Terrible start to a days cooking.



And so on to something that's WAY more complicated and way less tolerant to errors... French baguettes.

Straight away I have a problem you see. I don't have a weighing scales. I do everything in cups normally cos it's North America and that's the way they do things .. and I have to say it's trés convenient and I like it.
However, the course last week and the resultant recipes all dealt in grams... this makes things a little tricky.
So the recipe I've got calls for

2520g of Strong bread flour
42g yeast
1500ml water
72g salt

I wanted to half the recipe cos this makes about 10 or 12 baguettes so I was going to put in 1260g of flour. Now my latent memory told me that 1kg of flour was 4 cups.
This is patently wrong.
I trusted my memory for some reason... probably cos I forgot it couldn't be trusted.
4 cups of flour is about 500g.
So first mistake over with and I'm already heading towards disaster.

Yeast.
In the cookery school Marco uses fresh yeast. This is not readily available stuff and I certainly don't have any in my cupboard. Fortunately you can use other yeasts instead, of which two stand out.
One is active dry yeast and the other is instant yeast.
The supermarket that I go to re-packages stuff under their own brand. One of these packets is what I had in my cupboard. I have no idea which kind of yeast it is and yet it is so important for this recipe to know because for active dry yeast you halve the amount you put in and for instant yeast you halve that amount again (25% amount of fresh yeast to clarify).
I decided that I probably had active dry yeast and I also decided that seeing as I still didn't have a weighing scales that a teaspoon was probably 8 grams.
This was quite the leap of maths and imagination.
I ended up putting in 3 teaspoons of some kind of yeast into half the amount of flour I was meant to.

The water was the only thing I got right.

So I ended up with this slurry of a mix of dough. It fairly fell over the counter edge it was so sloppy. I persevered though and even though I still didn't have any facts to back up my instinct, I decided that the dough was just too wet even for a baguette.












I added a minimal amount of flour to get it back into shape, and somehow, without going into too many details and making this ,already long story, longer, I managed to get something resembling a baguette dough.




Another trick of the trade that Marco showed us was how to get the baguettes to keep their round shape on the bottom.

When you have a soft dough and you let it rest, it's natural tendency is to sag and have a flat bottom. Baguettes however, have a round bottom. They do this, traditionally, by taking French linen and making ridges in it so you end up with a series of troughs that your baguettes are gently swaddled by. This supports the bread while it is proofing (the final stage before entering the oven) and should give it a more torpedo-like cross-section.
I have no linen.
I decided to make my own version.
I went to the Creative Marketplace (an artist supply shop in Vancouver) and got some painting canvas.

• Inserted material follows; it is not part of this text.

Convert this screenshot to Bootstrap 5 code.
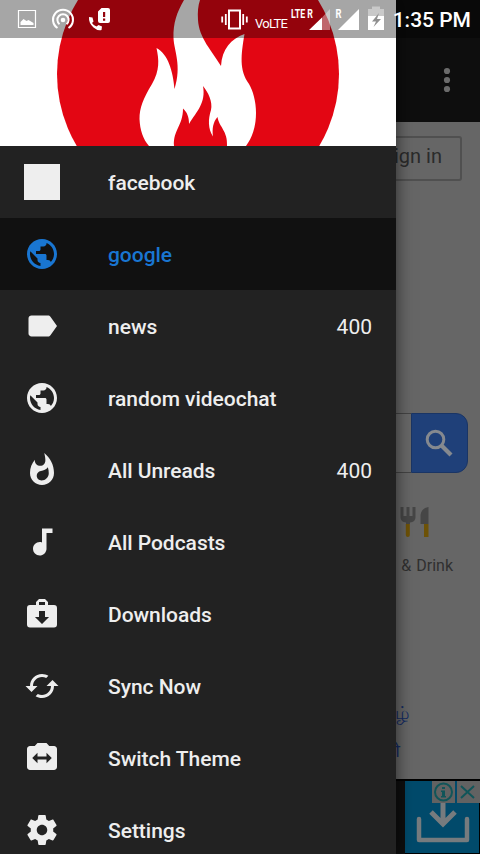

It's really cheap and I got more than I'm ever likely to need for 6 bucks. I doubled it over and took our sowing machine; ran a couple of lines of stitches down it to make it thicker and voila... a baguette bra. No wire to be seen!




Ok so first two baguettes have come out of the oven ... they didn't maintain their round bottom but they taste so feckin good it's sinful. Will have to bind my hands not to eat the lot!!
Loads of air pockets, fantastic crust and lots of flavour .. not sure how I arrived at this result and I'm glad to put this experiment in writing so I can repeat it.
I think I may have come up with a new recipe...
....note to self this was cooked at 400F in our oven even though the recipe says 350, I don't know how many minutes but twas around 35 to 40 I'd say.
Also I put a pan of hot water underneath the bread while it was cooking to keep some moisture in there on the second lot and flicked lots of water on it with my pastry brush .. about every ten mins.

This is my end result this morning.






*Parts does in fact mean almost everything...
**See the way I try to avoid blame on that one..

1 comment:

  1. God they look fantastic. I have some french cheese that was made to go with them. I may have to break into your apartment in the middle of the night to try them... i'm sure you'd offer some if i asked but i think breaking in, in the middle of the night, adds some excitement.